Like just about everyone else out there, I had the Mets pegged to win last night once Daniel Murphy led off the bottom of the ninth with a triple. My one-man Ikea furniture assembly line came to a halt to watch Bob Howry strike out David Wright, and I could have sworn one of the Mets' announcers -- Ron Darling, Keith Hernandez or Gary Cohen -- said something to the effect that "if Wright strikes out, this inning is over." That's optimism for you. Of course, Wright did strike out, and Howry escaped by intentionally walking Carlos Delgado and Carlos Beltran, getting a forceout at the plate, and then blowing away Ramon Castro. Unbelievable. I'm reminded of an expression by my friend and former coworker Lillie, a Brooklyn gal whose capacity for amazement at the ways she could be tortured by the Mets never ceases: "This fuckin' team!" she'd say, drawing the F-bomb out until it's longer than a mid-inning pitching change.

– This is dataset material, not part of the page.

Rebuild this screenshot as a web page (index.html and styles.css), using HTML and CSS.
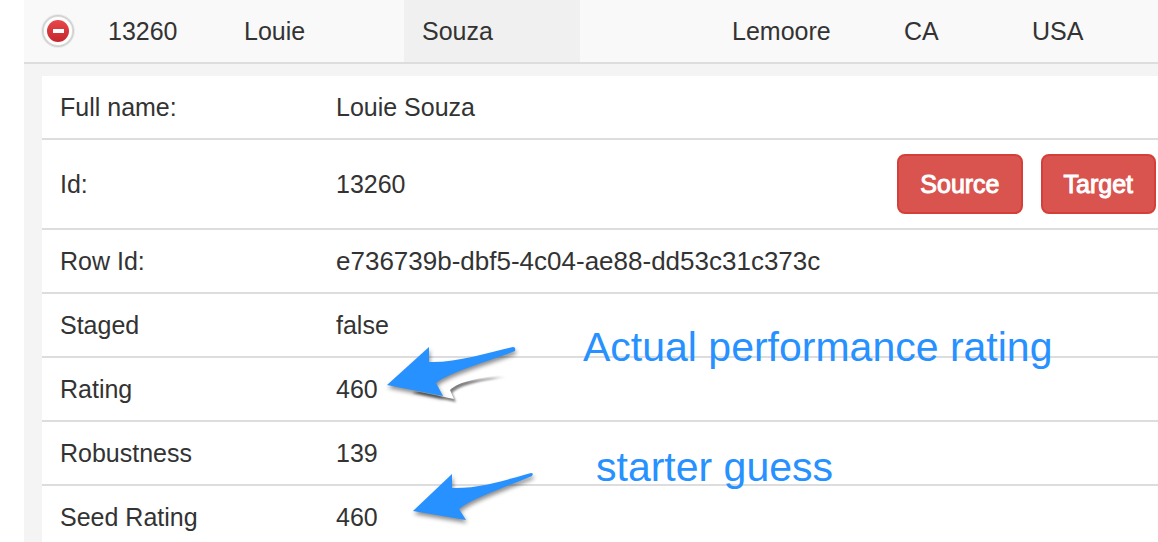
FILE: index.html
```html
<!DOCTYPE html>
<html lang="en">
<head>
    <meta charset="UTF-8">
    <meta name="viewport" content="width=device-width, initial-scale=1.0">
    <title>Player 13260</title>
    <link rel="stylesheet" href="styles.css">
</head>
<body>
    <main class="players">
        <!-- Expanded player row -->
        <table class="player-row">
            <tr>
                <td class="col-toggle">
                    <button class="toggle" aria-label="Hide details">
                        <svg width="36" height="36" viewBox="0 0 36 36">
                            <defs>
                                <linearGradient id="red" x1="0" y1="0" x2="0" y2="1">
                                    <stop offset="0" stop-color="#e8474b"/>
                                    <stop offset="1" stop-color="#c4262c"/>
                                </linearGradient>
                            </defs>
                            <circle cx="18" cy="18" r="17" fill="#ececec"/>
                            <circle cx="18" cy="18" r="16" fill="#cfcfcf"/>
                            <circle cx="18" cy="18" r="15" fill="#dcdcdc"/>
                            <circle cx="18" cy="18" r="14" fill="#fff"/>
                            <circle cx="18" cy="18" r="11" fill="url(#red)"/>
                            <rect x="13" y="16" width="11" height="4" fill="#fff"/>
                        </svg>
                    </button>
                </td>
                <td class="col-id">13260</td>
                <td class="col-first">Louie</td>
                <td class="col-last sorted">Souza</td>
                <td class="col-club"></td>
                <td class="col-city">Lemoore</td>
                <td class="col-state">CA</td>
                <td>USA</td>
            </tr>
        </table>

        <!-- Player details -->
        <div class="details">
            <table class="details-table">
                <tr>
                    <th scope="row">Full name:</th>
                    <td colspan="2">Louie Souza</td>
                </tr>
                <tr class="id-row">
                    <th scope="row">Id:</th>
                    <td>13260</td>
                    <td class="actions-cell">
                        <div class="actions">
                            <button class="btn-danger">Source</button>
                            <button class="btn-danger">Target</button>
                        </div>
                    </td>
                </tr>
                <tr>
                    <th scope="row">Row Id:</th>
                    <td class="row-id" colspan="2">e736739b-dbf5-4c04-ae88-dd53c31c373c</td>
                </tr>
                <tr>
                    <th scope="row">Staged</th>
                    <td colspan="2">false</td>
                </tr>
                <tr>
                    <th scope="row">Rating</th>
                    <td colspan="2">460</td>
                </tr>
                <tr>
                    <th scope="row">Robustness</th>
                    <td colspan="2">139</td>
                </tr>
                <tr>
                    <th scope="row">Seed Rating</th>
                    <td colspan="2">460</td>
                </tr>
            </table>
        </div>

        <!-- Notes drawn over the table -->
        <svg class="arrow arrow-rating" width="150" height="80" viewBox="0 0 150 80">
            <path class="arrow-ghost" d="M30 50 L74 59 L70 50 C78 42 100 37 124 34 C104 35 80 38 62 42 Z"/>
            <path class="arrow-shape" d="M7 45 L49 7 L49 22 C75 23 107 13 133 7 Q136 7 135 11 C110 21 72 31 56 43 L63 56 Z"/>
        </svg>
        <p class="note note-rating">Actual performance rating</p>

        <svg class="arrow arrow-seed" width="150" height="80" viewBox="0 0 150 80">
            <path class="arrow-shape" d="M7 45 L46 8 L46 22 C73 23 103 13 125 7 Q128 7 126 10 C100 21 68 31 53 43 L60 54 Z"/>
        </svg>
        <p class="note note-seed">starter guess</p>
    </main>
</body>
</html>
```
FILE: styles.css
```css
body {
    margin: 0;
    font-family: "Liberation Sans", Arial, sans-serif;
    font-size: 25px;
    line-height: 36px;
    color: #333;
    background-color: #fff;
}

.players {
    position: relative;
    margin-left: 24px;
}

table {
    width: 100%;
    border-collapse: separate;
    border-spacing: 0;
    table-layout: fixed;
}

td, th {
    box-sizing: border-box;
    padding: 13px 18px;
    font-weight: normal;
    text-align: left;
    vertical-align: middle;
}

/* Player row */
.player-row td {
    background-color: #f9f9f9;
    border-bottom: 2px solid #ddd;
}

.player-row .sorted { background-color: #f0f0f0; }

.player-row .col-toggle {
    width: 66px;
    padding: 0 16px;
}

.col-id { width: 136px; }
.col-first { width: 178px; }
.col-last { width: 176px; }
.col-club { width: 134px; }
.col-city { width: 172px; }
.col-state { width: 128px; }

.toggle {
    display: block;
    padding: 0;
    border: none;
    background: none;
    cursor: pointer;
}

.toggle svg { display: block; }

/* Details */
.details {
    padding: 12px 0 0 18px;
    background-color: #f4f4f4;
}

.details-table { background-color: #fff; }

.details-table th { width: 276px; }

.details-table tr + tr th,
.details-table tr + tr td { border-top: 2px solid #ddd; }

.details-table .row-id { font-size: 26px; }

.details-table .actions-cell { padding: 14px 2px 14px 0; }

.actions {
    display: flex;
    justify-content: flex-end;
    gap: 18px;
}

.btn-danger {
    padding: 10px 21px;
    border: 2px solid #d43f3a;
    border-radius: 8px;
    background-color: #d9534f;
    color: #fff;
    font: inherit;
    -webkit-text-stroke: 1px #fff;
    cursor: pointer;
}

/* Notes */
.note {
    position: absolute;
    margin: 0;
    font-size: 41px;
    line-height: 48px;
    color: #2691ff;
    white-space: nowrap;
}

.note-rating { top: 323px; left: 559px; }
.note-seed { top: 443px; left: 572px; }

.arrow { position: absolute; }
.arrow-rating { top: 340px; left: 356px; }
.arrow-seed { top: 466px; left: 382px; }

.arrow-shape {
    fill: #2691ff;
    filter: drop-shadow(1px 3px 2px rgba(0, 0, 0, 0.45));
}

.arrow-ghost {
    fill: #fff;
    filter: drop-shadow(2px 3px 1px rgba(0, 0, 0, 0.5));
}
```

Meanwhile, the Brewers won behind a gritty effort by CC Sabathia, pitching on three days' rest and striking out 11 Pirates over seven innings and 108 pitches. The race for the two NL spots tightened even more with a Phillies loss. The Postseason Odds Report says:
Thru 9/24   Div   WC    Tot
Phillies 87.4 11.1 98.5
Mets 12.6 59.6 72.1
Brewers 0.0 29.3 29.3

Thru 9/25 Div WC Tot
Phillies 85.0 12.4 97.5
Mets 15.0 39.6 54.5
Brewers 0.0 47.9 47.9
Clay Davenport, who runs the Odds Report, published an estimate of the various tie-related scenarios:
The Mets and Phillies finish in a tie, ahead of the Brewers - 8.89% chance. If this happens, the Mets win the division and the Phillies win the wild card. No playoff.
Phillies and Mets tie for the division, Brewers win the wild card - 1.12% chance.
The Mets and Brewers tie for the WC, behind the Phils - 23.92%.

The Phillies and Brewers tie for the WC, behind the Mets - 1.29%.

Three-way tie for the WC - 3.13%.
So if you're simply a fan of entropy rather than any of these specific teams, today's math says you've got about a 29 percent chance of some extra baseball before the playoffs begin.